Uh…Her stories are usually like this: informative, soft, and then with some mention of a terminal disease. The kids listen scientifically. This week my mom went through her ornaments with the kids. “Now, if mommy says you can put this on the tree, you can, but mommy gets really anxious if there’s too much stuff around. She has a lot of anxiety so we have to ask her if we can put up this candy garland…”
Simone was looking at the old nativity set I used to put up. My mom held it out to her. “Here’s the baby Jesus in his crib. Now, we lost the crib so your mommy made him a crib from a box of matches and folded a napkin in there for a little pillow. See the little pillow?”
Simone peered into the little box. “Where is baby Jesus’s hand? Why’s he only got one hand?”
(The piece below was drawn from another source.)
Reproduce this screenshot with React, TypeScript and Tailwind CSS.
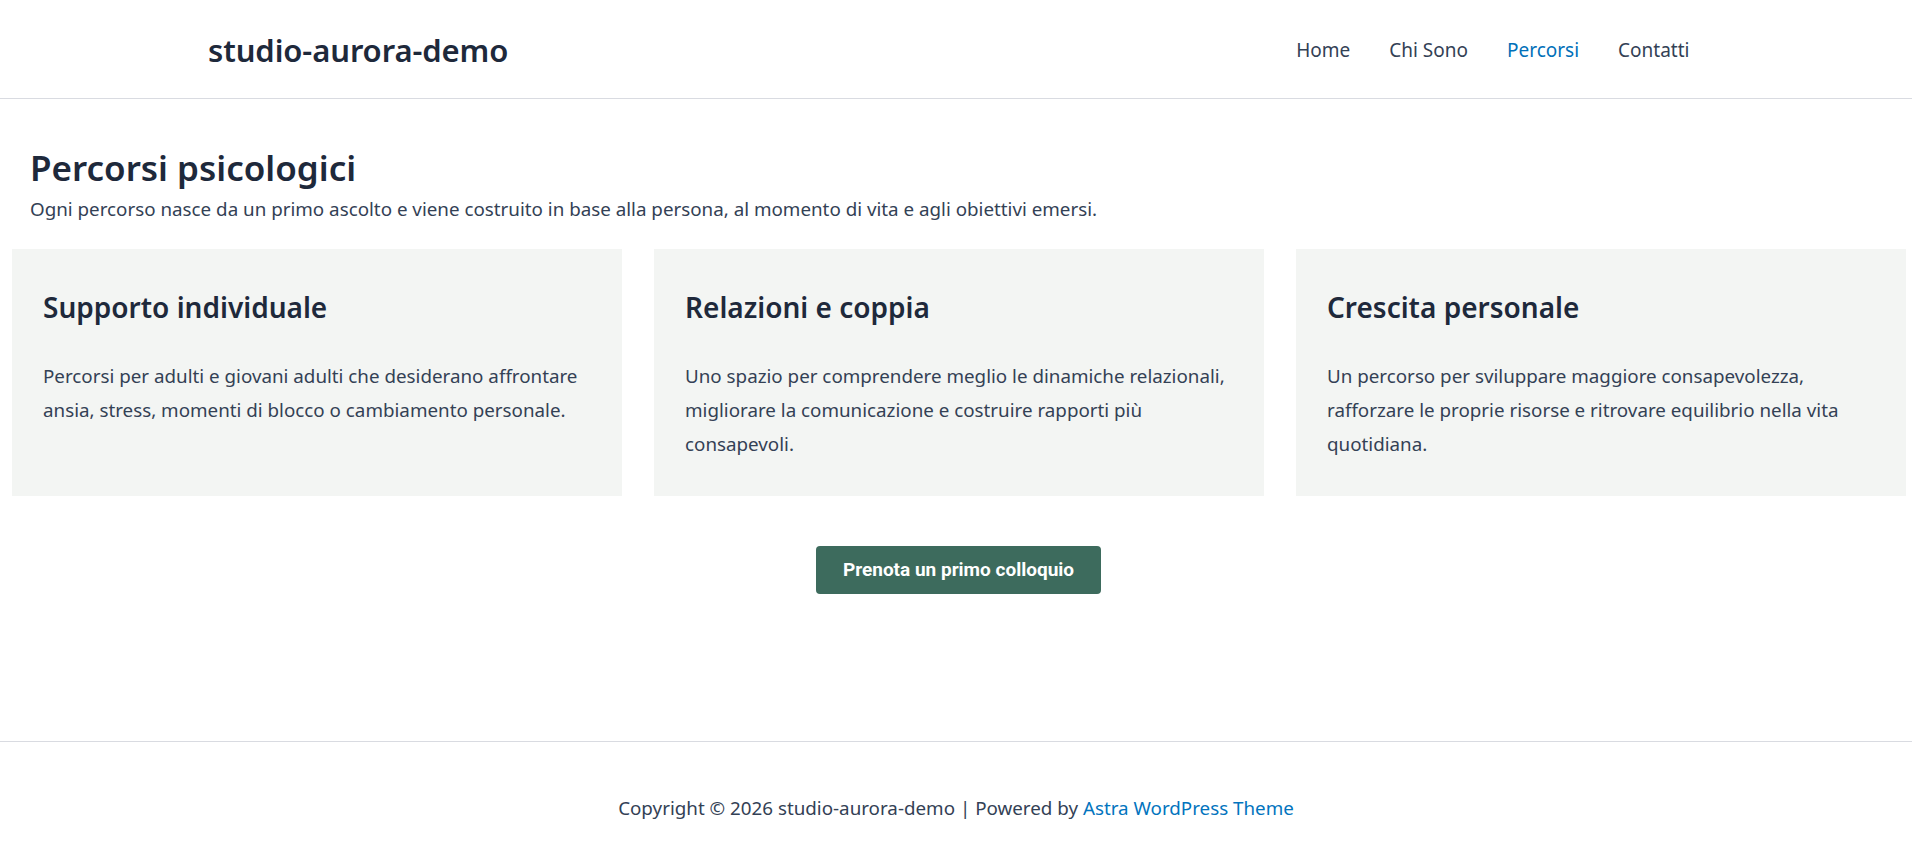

My mom considered this. “Perhaps baby Jesus had an amputation.”
I started laughing. “It was a real Christmas Miracle,” I said.
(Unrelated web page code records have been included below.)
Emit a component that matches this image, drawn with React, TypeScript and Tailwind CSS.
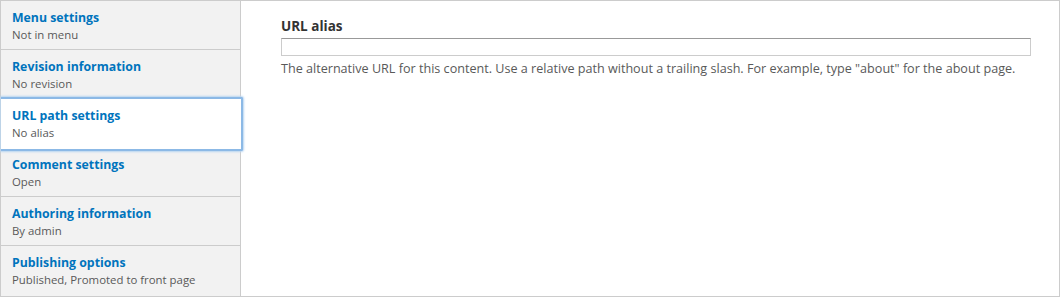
export default function App() {
  const tabs = [
    { title: 'Menu settings', summary: 'Not in menu' },
    { title: 'Revision information', summary: 'No revision' },
    { title: 'URL path settings', summary: 'No alias', selected: true },
    { title: 'Comment settings', summary: 'Open' },
    { title: 'Authoring information', summary: 'By admin' },
    { title: 'Publishing options', summary: 'Published, Promoted to front page' },
  ];

  return (
    <div className="w-[1062px] h-[299px] bg-white" style={{ fontFamily: '"Open Sans", sans-serif' }}>
      <div className="flex w-[1060px] h-[297px] border border-[#ccc]">
        {/* vertical tabs */}
        <ul className="w-[240px] shrink-0 bg-[#f2f2f2] border-r border-[#ccc]">
          {tabs.map((t) =>
            t.selected ? (
              <li key={t.title} className="relative h-[49px] border-b border-[#ccc]">
                <div className="absolute left-0 -right-[3px] -top-[2px] -bottom-[4px] bg-white border-2 border-l-0 border-[#8cb9e6] rounded-r-[2px] shadow-[0_0_2px_1px_#b8d5f1] z-10 pl-[11px] pt-[9px]">
                  <div className="text-[12.3px] font-bold text-[#0074bd] leading-[16px]">{t.title}</div>
                  <div className="text-[11.4px] text-[#595959] leading-[16px] mt-[1px]">{t.summary}</div>
                </div>
              </li>
            ) : (
              <li key={t.title} className="h-[49px] border-b border-[#ccc] last:border-b-0 pl-[11px] pt-[9px]">
                <div className="text-[12.3px] font-bold text-[#0074bd] leading-[16px]">{t.title}</div>
                <div className="text-[11.4px] text-[#595959] leading-[16px] mt-[1px]">{t.summary}</div>
              </li>
            )
          )}
        </ul>

        {/* pane */}
        <div className="flex-1 pl-[40px] pr-[28px] pt-[16px]">
          <label className="block text-[13.5px] font-bold text-[#333] leading-[18px]">URL alias</label>
          <input
            type="text"
            className="mt-[3px] block w-full h-[18px] border border-[#ccc] border-t-[#999] bg-white outline-none"
          />
          <p className="mt-[5px] text-[12.6px] text-[#595959] leading-[16px]">
            The alternative URL for this content. Use a relative path without a trailing slash. For example, type "about" for the about page.
          </p>
        </div>
      </div>
    </div>
  );
}
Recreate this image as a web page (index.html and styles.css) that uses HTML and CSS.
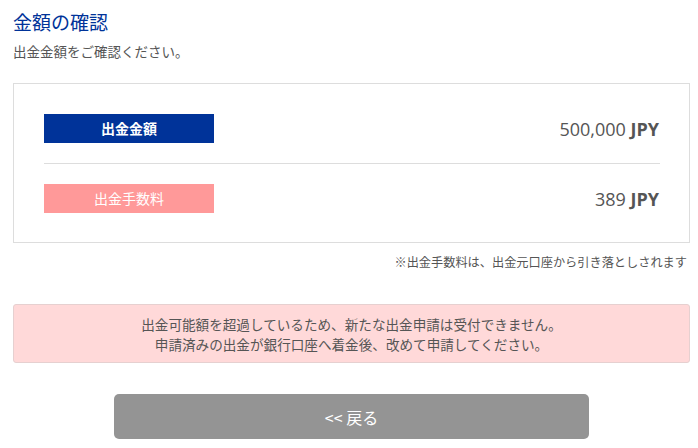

I think her quirkiness makes me love her more...and as I get older, I have a lot of respect for her too. My mom was a single mom in the seventies and eighties. I spent a lot of time on my own while she worked. We were poor. We struggled. But I never went without food. Mom never made more than 18 thousand dollars a year and my dad didn’t pay child support. I don’t know how she did it. I’ve been a single mom for a year, and it’s been exhausting and horrible and terrifying. I’m scared to death of losing my job and not being able to pay the mortgage or feed my kids (part of why I’m so driven. I'm also driven because I want to be able to take care of my mom financially and find her a good place to live. It's a struggle).
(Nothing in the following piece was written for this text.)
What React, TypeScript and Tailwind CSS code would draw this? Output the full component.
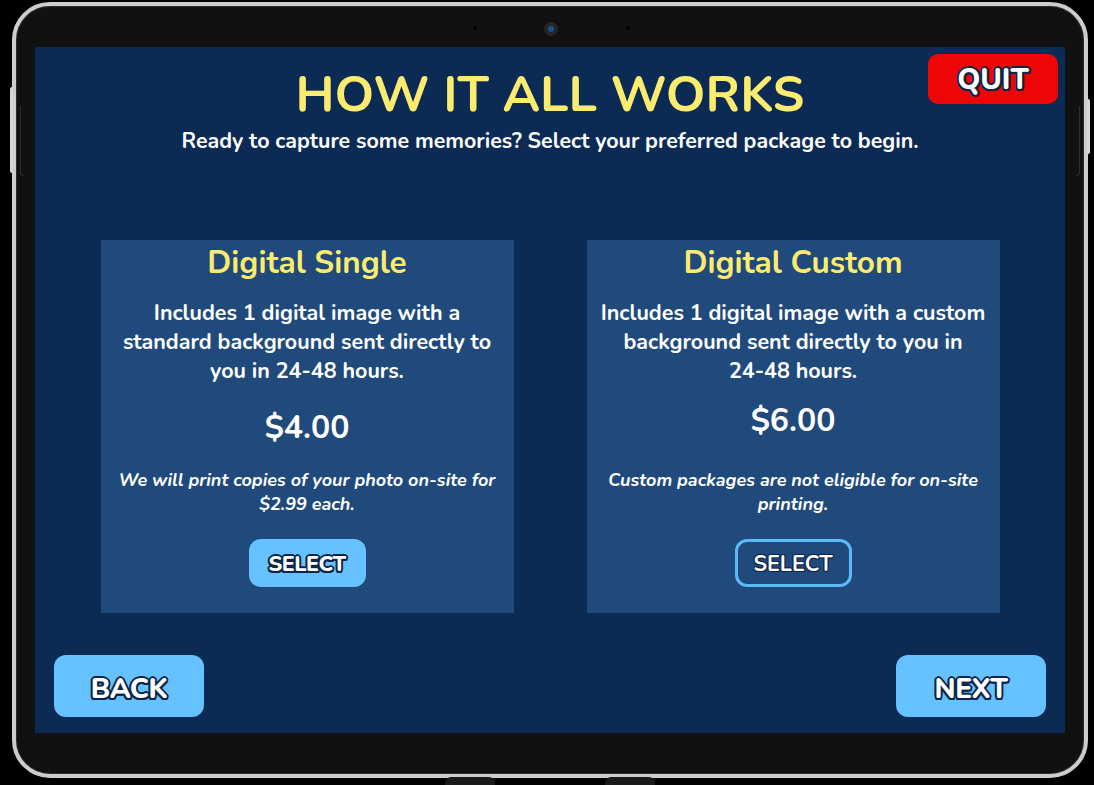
import React from 'react';

const outline =
  '[text-shadow:2px_0_#0b2548,-2px_0_#0b2548,0_2px_#0b2548,0_-2px_#0b2548,1.5px_1.5px_#0b2548,-1.5px_1.5px_#0b2548,1.5px_-1.5px_#0b2548,-1.5px_-1.5px_#0b2548]';

const font = "font-['Nunito','Lato',sans-serif]";

const Card = ({
  title,
  lines,
  price,
  note,
  priceGap,
  noteGap,
  filled,
}: {
  title: string;
  lines: string[];
  price: string;
  note: string[];
  priceGap: string;
  noteGap: string;
  filled: boolean;
}) => (
  <div className="w-[413px] h-[373px] bg-[#1f4a7b] flex flex-col items-center pt-[3px] text-white">
    <h2 className="text-[31.5px] leading-[40px] font-bold text-[#fbec6f]">{title}</h2>
    <p className="mt-[16px] text-[21.5px] leading-[29px] font-bold text-center">
      {lines.map((l, i) => (
        <span key={i} className="block whitespace-nowrap">{l}</span>
      ))}
    </p>
    <div className={`${priceGap} text-[32px] leading-[40px] font-bold`}>{price}</div>
    <p className={`${noteGap} text-[18px] leading-[24px] font-bold italic text-center`}>
      {note.map((l, i) => (
        <span key={i} className="block whitespace-nowrap">{l}</span>
      ))}
    </p>
    <button
      className={
        filled
          ? `mt-[23px] w-[117px] h-[48px] pt-[3px] rounded-[12px] bg-[#66c2ff] text-[21.5px] font-extrabold tracking-[-0.5px] ${outline}`
          : 'mt-[23px] w-[117px] h-[48px] pt-[3px] rounded-[12px] border-[3px] border-[#5cb9f7] text-[21.5px] font-bold [text-shadow:1px_1px_#0b2548,-1px_1px_#0b2548,1px_-1px_#0b2548,-1px_-1px_#0b2548]'
      }
    >
      SELECT
    </button>
  </div>
);

export default function App() {
  return (
    <div className={`w-full h-[785px] bg-black pl-[12px] pt-[2px] overflow-hidden ${font}`}>
      <div className="relative w-[1076px] h-[776px] rounded-[38px] border-[4px] border-[#cdcdcd] bg-[#111111] px-[19px] pt-[41px] shadow-[inset_0_0_0_1px_#2b2b2b]">
        {/* side buttons */}
        <div className="absolute left-[-6px] top-[81px] w-[3px] h-[86px] rounded-l-[2px] bg-[#d6d6d6]" />
        <div className="absolute left-[4px] top-[100px] w-[4px] h-[70px] rounded-bl-[4px] border-l border-b border-[#2e2e2e]" />
        <div className="absolute right-[-6px] top-[93px] w-[3px] h-[55px] rounded-r-[2px] bg-[#d6d6d6]" />
        <div className="absolute right-[4px] top-[100px] w-[4px] h-[70px] rounded-br-[4px] border-r border-b border-[#2e2e2e]" />
        <div className="absolute left-[429px] bottom-[-11px] w-[50px] h-[8px] rounded-t-[6px] bg-[#1a1a1a]" />
        <div className="absolute left-[589px] bottom-[-11px] w-[50px] h-[8px] rounded-t-[6px] bg-[#1a1a1a]" />
        {/* camera */}
        <div className="absolute left-[457px] top-[20px] w-[4px] h-[4px] rounded-full bg-[#000]" />
        <div className="absolute left-[528px] top-[16px] w-[14px] h-[14px] rounded-full bg-[#262626] flex items-center justify-center">
          <div className="w-[6px] h-[6px] rounded-full bg-[#1d4f8f]" />
        </div>
        <div className="absolute left-[610px] top-[20px] w-[4px] h-[4px] rounded-full bg-[#000]" />

        {/* screen */}
        <div className="relative w-[1030px] h-[686px] bg-[#0b2b55] flex flex-col">
          <button
            className={`absolute top-[7px] right-[7px] w-[130px] h-[50px] pt-[2px] rounded-[10px] bg-[#ee0505] text-white text-[29px] font-extrabold ${outline}`}
          >
            QUIT
          </button>

          <h1 className="mt-[18px] text-center text-[50.5px] leading-[60px] font-bold text-[#fbec6f]">
            HOW IT ALL WORKS
          </h1>
          <p className="mt-[2px] text-center text-[21.4px] leading-[28px] font-bold text-white">
            Ready to capture some memories? Select your preferred package to begin.
          </p>

          <div className="mt-[85px] flex justify-center gap-[73px]">
            <Card
              title="Digital Single"
              lines={['Includes 1 digital image with a', 'standard background sent directly to', 'you in 24-48 hours.']}
              price="$4.00"
              note={['We will print copies of your photo on-site for', '$2.99 each.']}
              priceGap="mt-[22px]"
              noteGap="mt-[20px]"
              filled
            />
            <Card
              title="Digital Custom"
              lines={['Includes 1 digital image with a custom', 'background sent directly to you in', '24-48 hours.']}
              price="$6.00"
              note={['Custom packages are not eligible for on-site', 'printing.']}
              priceGap="mt-[15px]"
              noteGap="mt-[27px]"
              filled={false}
            />
          </div>

          <div className="mt-auto mb-[16px] flex justify-between px-[19px]">
            <button className={`w-[150px] h-[62px] pt-[5px] rounded-[12px] bg-[#66c2ff] text-white text-[28px] font-extrabold tracking-[-0.5px] ${outline}`}>
              BACK
            </button>
            <button className={`w-[150px] h-[62px] pt-[5px] rounded-[12px] bg-[#66c2ff] text-white text-[28px] font-extrabold tracking-[-0.5px] ${outline}`}>
              NEXT
            </button>
          </div>
        </div>
      </div>
    </div>
  );
}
Mom told me a story once and she told it while laughing. Like wasn’t it funny and ridiculous. “One time I was PMSing so bad and I wanted a candy bar. I didn’t have any money and I’d just fed you and Shawn the last box of macaroni and cheese and we had nothing. And I had this moment where I just was exhausted and I wanted a fucking candy bar and I remember crying my eyes out and checking all the couch cushions looking for a quarter so I could just go buy a fucking candy bar. That’s how bad the PMS was.”
She laughed and I laughed and then it dawned on me: she fed us the last box of macaroni and cheese. “Did you find a quarter, Mom? Did you get the candy bar?”
“Naw,” she said. “But I’ll never forget that wanting.”
My mom is a beautiful person. She really is…and when I look back on my life and what I’m grateful for, she’s at the top of the list, along with all her stuff.